If you’ve spent much time looking through lumber in a home improvement store or at a lumber yard in Houston, you know very well that you’ll rarely find a completely defect-free piece of lumber. This is because there’s no such thing as a defect-free tree—every tree is going to have some irregularities or abnormalities that, in turn, show up in the wood milled from them. These defects can occur due to natural characteristics in the wood, or in response to broken limbs, insect or fungus attacks, rapid growth or other issues.
While small defects are not problematic, large defects can make the wood harder to work with and reduce its value, strength, durability and overall usefulness.
Managing the defects
In many cases, you might actually find the defects in the wood attractive, and wish to make them a focal point of your project. Some people simply believe these defects add character to the wood and to any projects made with them.
Of course, your opinion may vary, and it’s important to note that there are ways you can work around defects or manage them in your project so they aren’t extremely noticeable.

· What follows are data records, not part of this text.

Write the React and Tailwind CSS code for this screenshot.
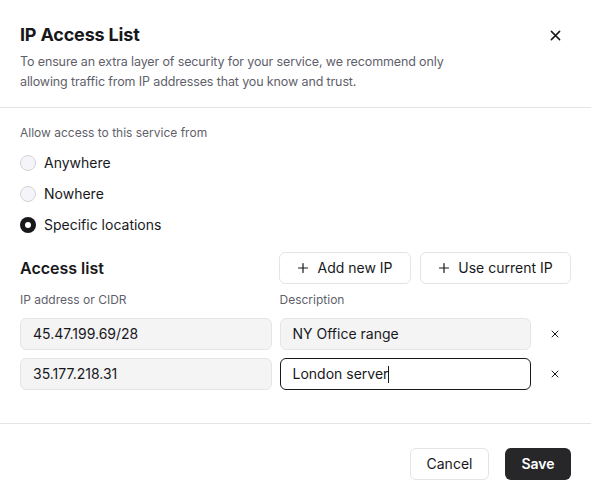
import { useState } from 'react';

function XIcon({ size = 12, stroke = 1.5 }) {
  return (
    <svg width={size} height={size} viewBox="0 0 12 12" fill="none">
      <path d="M1.5 1.5l9 9M10.5 1.5l-9 9" stroke="currentColor" strokeWidth={stroke} strokeLinecap="round" />
    </svg>
  );
}

function PlusIcon() {
  return (
    <svg width="12" height="12" viewBox="0 0 12 12" fill="none">
      <path d="M6 1.5v9M1.5 6h9" stroke="currentColor" strokeWidth="1.2" strokeLinecap="round" />
    </svg>
  );
}

function Radio({ checked, label, onClick }) {
  return (
    <button type="button" onClick={onClick} className="flex items-center gap-2 h-5 text-left">
      {checked ? (
        <span className="w-4 h-4 rounded-full bg-[#18181b] flex items-center justify-center">
          <span className="w-1.5 h-1.5 rounded-full bg-white" />
        </span>
      ) : (
        <span className="w-4 h-4 rounded-full border border-[#d4d4d8] bg-[#f5f5f9]" />
      )}
      <span className="text-sm text-[#18181b]">{label}</span>
    </button>
  );
}

const entries = [
  { ip: '45.47.199.69/28', desc: 'NY Office range' },
  { ip: '35.177.218.31', desc: 'London server', focused: true },
];

export default function App() {
  const [mode, setMode] = useState('specific');

  return (
    <div className="w-[591px] h-[495px] bg-white flex flex-col text-[#18181b]" style={{ fontFamily: 'Inter, "Noto Sans", sans-serif' }}>
      {/* Header */}
      <div className="px-5 pt-[21px] pb-[15px] border-b border-[#e4e4e7] relative">
        <h1 className="text-[18px] leading-7 font-bold tracking-[-0.01em]">IP Access List</h1>
        <p className="mt-[3px] max-w-[440px] text-[12.5px] leading-5 tracking-[-0.01em] text-[#5f5f6b]">
          To ensure an extra layer of security for your service, we recommend only allowing traffic from IP addresses that you know and trust.
        </p>
        <button className="absolute right-[30px] top-[30px] text-[#18181b]">
          <XIcon size={11} stroke={1.6} />
        </button>
      </div>

      {/* Body */}
      <div className="px-5 pt-4 pb-[33px] border-b border-[#e4e4e7]">
        <p className="text-xs leading-[18px] text-[#5f5f6b]">Allow access to this service from</p>
        <div className="mt-[11px] flex flex-col gap-[11px]">
          <Radio label="Anywhere" checked={mode === 'anywhere'} onClick={() => setMode('anywhere')} />
          <Radio label="Nowhere" checked={mode === 'nowhere'} onClick={() => setMode('nowhere')} />
          <Radio label="Specific locations" checked={mode === 'specific'} onClick={() => setMode('specific')} />
        </div>

        <div className="mt-[17px] flex items-center justify-between">
          <h2 className="text-base font-semibold">Access list</h2>
          <div className="flex gap-[9px]">
            <button className="w-[132px] h-8 rounded-md border border-[#e4e4e7] flex items-center justify-center gap-2 text-sm text-[#18181b]">
              <PlusIcon />
              Add new IP
            </button>
            <button className="w-[151px] h-8 rounded-md border border-[#e4e4e7] flex items-center justify-center gap-2 text-sm text-[#18181b]">
              <PlusIcon />
              Use current IP
            </button>
          </div>
        </div>

        <div className="mt-2 grid grid-cols-[1fr_1fr_32px] gap-x-2">
          <span className="text-xs leading-4 text-[#5f5f6b]">IP address or CIDR</span>
          <span className="text-xs leading-4 text-[#5f5f6b]">Description</span>
          <span />
        </div>

        <div className="mt-[10px] grid grid-cols-[1fr_1fr_32px] gap-2">
          {entries.map((e) => (
            <div key={e.ip} className="contents">
              <div className="h-8 rounded-md border border-[#e4e4e7] bg-[#f4f4f5] px-3 flex items-center text-sm">
                {e.ip}
              </div>
              {e.focused ? (
                <div className="h-8 rounded-md border border-[#18181b] bg-white px-3 flex items-center text-sm">
                  {e.desc}
                  <span className="w-px h-[17px] bg-[#18181b]" />
                </div>
              ) : (
                <div className="h-8 rounded-md border border-[#e4e4e7] bg-[#f4f4f5] px-3 flex items-center text-sm">
                  {e.desc}
                </div>
              )}
              <button className="h-8 flex items-center justify-center text-[#18181b]">
                <XIcon size={8} stroke={1.5} />
              </button>
            </div>
          ))}
        </div>
      </div>

      {/* Footer */}
      <div className="px-5 pt-6 flex justify-end gap-4">
        <button className="w-[79px] h-8 rounded-md border border-[#e4e4e7] bg-white text-sm text-[#18181b]">
          Cancel
        </button>
        <button className="w-[66px] h-8 rounded-md bg-[#27272a] text-sm font-semibold text-white">
          Save
        </button>
      </div>
    </div>
  );
}
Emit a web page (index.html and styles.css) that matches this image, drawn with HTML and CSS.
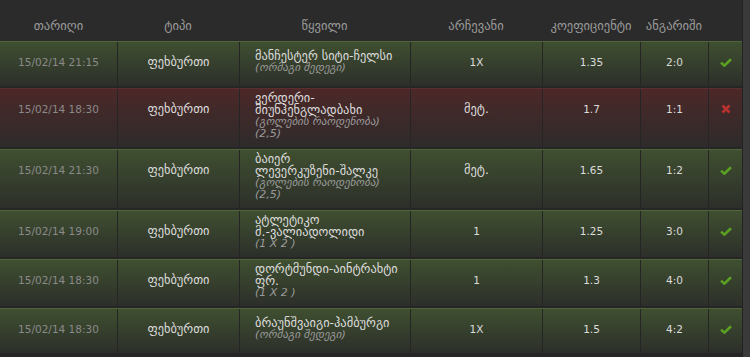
FILE: index.html
```html
<!DOCTYPE html>
<html lang="ka">
<head>
<meta charset="utf-8">
<title>ფსონები</title>
<link rel="stylesheet" href="styles.css">
</head>
<body>
<div class="page">
  <div class="table">
    <div class="row head">
      <div class="cell ka">თარიღი</div>
      <div class="cell ka">ტიპი</div>
      <div class="cell ka">წყვილი</div>
      <div class="cell ka">არჩევანი</div>
      <div class="cell ka">კოეფიციენტი</div>
      <div class="cell ka">ანგარიში</div>
      <div class="cell"></div>
    </div>

    <div class="row win">
      <div class="cell date">15/02/14 21:15</div>
      <div class="cell ka">ფეხბურთი</div>
      <div class="cell pair"><span class="ka">მანჩესტერ სიტი-ჩელსი</span><em>(ორმაგი შედეგი)</em></div>
      <div class="cell">1X</div>
      <div class="cell">1.35</div>
      <div class="cell">2:0</div>
      <div class="cell icon"><svg class="check" viewBox="0 0 12 9" width="12" height="9"><path d="M1 4.6 L4.4 7.6 L11 1.2"/></svg></div>
    </div>

    <div class="row lose">
      <div class="cell date">15/02/14 18:30</div>
      <div class="cell ka">ფეხბურთი</div>
      <div class="cell pair"><span class="ka">ვერდერი-<br>მიუნჰენგლადბახი</span><em>(გოლების რაოდენობა)<br>(2,5)</em></div>
      <div class="cell ka">მეტ.</div>
      <div class="cell">1.7</div>
      <div class="cell">1:1</div>
      <div class="cell icon"><svg class="cross" viewBox="0 0 10 10" width="10" height="10"><path d="M1.5 1.5 L8.5 8.5 M8.5 1.5 L1.5 8.5"/></svg></div>
    </div>

    <div class="row win">
      <div class="cell date">15/02/14 21:30</div>
      <div class="cell ka">ფეხბურთი</div>
      <div class="cell pair"><span class="ka">ბაიერ<br>ლევერკუზენი-შალკე</span><em>(გოლების რაოდენობა)<br>(2,5)</em></div>
      <div class="cell ka">მეტ.</div>
      <div class="cell">1.65</div>
      <div class="cell">1:2</div>
      <div class="cell icon"><svg class="check" viewBox="0 0 12 9" width="12" height="9"><path d="M1 4.6 L4.4 7.6 L11 1.2"/></svg></div>
    </div>

    <div class="row win">
      <div class="cell date">15/02/14 19:00</div>
      <div class="cell ka">ფეხბურთი</div>
      <div class="cell pair"><span class="ka">ატლეტიკო<br>მ.-ვალიადოლიდი</span><em>(1 X 2 )</em></div>
      <div class="cell">1</div>
      <div class="cell">1.25</div>
      <div class="cell">3:0</div>
      <div class="cell icon"><svg class="check" viewBox="0 0 12 9" width="12" height="9"><path d="M1 4.6 L4.4 7.6 L11 1.2"/></svg></div>
    </div>

    <div class="row win">
      <div class="cell date">15/02/14 18:30</div>
      <div class="cell ka">ფეხბურთი</div>
      <div class="cell pair"><span class="ka">დორტმუნდი-აინტრახტი<br>ფრ.</span><em>(1 X 2 )</em></div>
      <div class="cell">1</div>
      <div class="cell">1.3</div>
      <div class="cell">4:0</div>
      <div class="cell icon"><svg class="check" viewBox="0 0 12 9" width="12" height="9"><path d="M1 4.6 L4.4 7.6 L11 1.2"/></svg></div>
    </div>

    <div class="row win">
      <div class="cell date">15/02/14 18:30</div>
      <div class="cell ka">ფეხბურთი</div>
      <div class="cell pair"><span class="ka">ბრაუნშვაიგი-ჰამბურგი</span><em>(ორმაგი შედეგი)</em></div>
      <div class="cell">1X</div>
      <div class="cell">1.5</div>
      <div class="cell">4:2</div>
      <div class="cell icon"><svg class="check" viewBox="0 0 12 9" width="12" height="9"><path d="M1 4.6 L4.4 7.6 L11 1.2"/></svg></div>
    </div>
  </div>
  <div class="scrollbar"></div>
</div>
</body>
</html>
```

FILE: styles.css
```css
html, body {
  margin: 0;
  padding: 0;
  background: #2a2a2a;
  height: 100%;
}

body {
  font-family: "DejaVu Sans", sans-serif;
  font-size: 10.5px;
  line-height: 12px;
  color: #dcdcdc;
}

.ka {
  font-size: 12.4px;
}

.page {
  display: flex;
  height: 357px;
  overflow: hidden;
}

.table {
  width: 742px;
  flex: none;
  background: #262626;
}

.scrollbar {
  flex: 1;
  background: #3a3a3a;
  border-left: 1px solid #222;
}

.row {
  display: grid;
  grid-template-columns: 117px 122px 171px 132px 98px 68px 34px;
  min-height: 45px;
  margin-bottom: 2px;
  box-sizing: border-box;
}

.row.head {
  min-height: 41px;
  margin-bottom: 0;
  background: #2b2b2b;
  color: #9a9a9a;
}

.row.head .cell {
  padding-top: 20px;
  border-left: none;
  text-align: center;
  font-size: 12.6px;
}

.row.win {
  background: linear-gradient(#3f4f30, #2c2f2a);
  border-top: 1px solid #4f6539;
}

.row.lose {
  background: linear-gradient(#4c2828, #2e2b2b);
  border-top: 1px solid #5a2e2e;
}

.cell {
  padding: 14px 4px 4px;
  text-align: center;
  border-left: 1px solid #252525;
}

.cell:first-child {
  border-left: none;
}

.cell.date {
  color: #8a8a8a;
}

.cell.pair {
  text-align: left;
  align-self: stretch;
  padding: 3px 8px 7px 15px;
  display: flex;
  flex-direction: column;
  justify-content: center;
}

.cell.pair span,
.cell.pair em {
  display: block;
  line-height: 12px;
}

.cell.pair em {
  color: #9a9a9a;
  font-size: 11px;
}

.cell.icon {
  padding-top: 15px;
}

.check path {
  fill: none;
  stroke: #5ba121;
  stroke-width: 2.6;
  stroke-linecap: butt;
}

.cross path {
  fill: none;
  stroke: #b8302f;
  stroke-width: 2.6;
}
```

Many woodworkers who wish to avoid defects work with suppliers to get high-quality pieces of wood. These suppliers are going to be reputable providers, and will be very careful to send their customers pieces of woods that are generally free of irregularities or deformations.

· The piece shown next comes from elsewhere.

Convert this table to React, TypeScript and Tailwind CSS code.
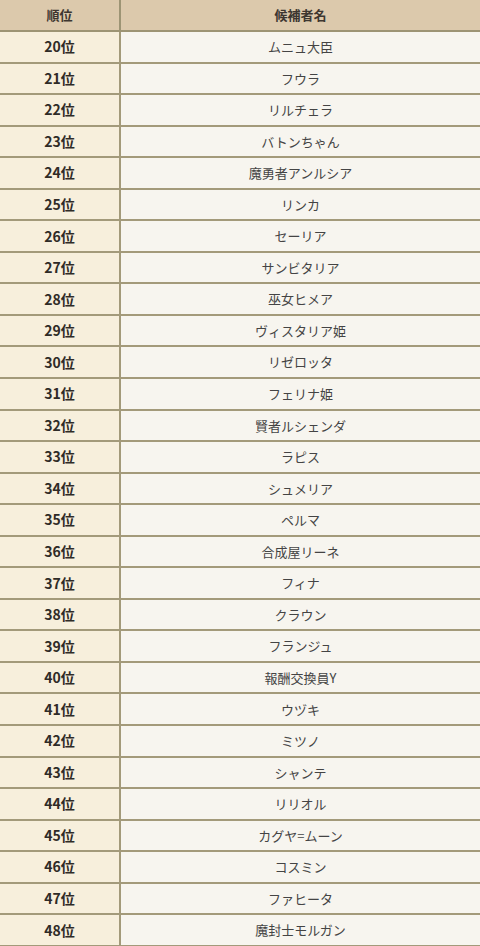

If you go to purchase your wood from a big box store or a lumber yard, it’s on you to be more discriminating with the pieces of lumber you take home. Be sure to carefully look over every piece of wood you’re interested in, and only select those that are usable for your needs. Depending on where you purchase your lumber, you might have to get permission from workers to sort through the lumber, and you might be responsible for stacking everything back up when you’re done, but the ability to get the exact pieces of lumber you need is worth the extra time you put in analyzing the board, especially if you care about defects.
If you’re not interested in sorting through stacks of lumber, you might choose to opt for more expensive grades of lumber, which are generally going to have fewer defects and weaknesses. It really depends on the type of project you’re working on, how visible the lumber will be and if you have any budget limitations to consider.
In some cases, this top-grade wood can be a good choice, especially if you’re making premium furniture. But in general, you stand to save a lot of money and still get some good wood by using boards at lower grades. This is especially true if you want to work some of those defects into your final product—they can display more character.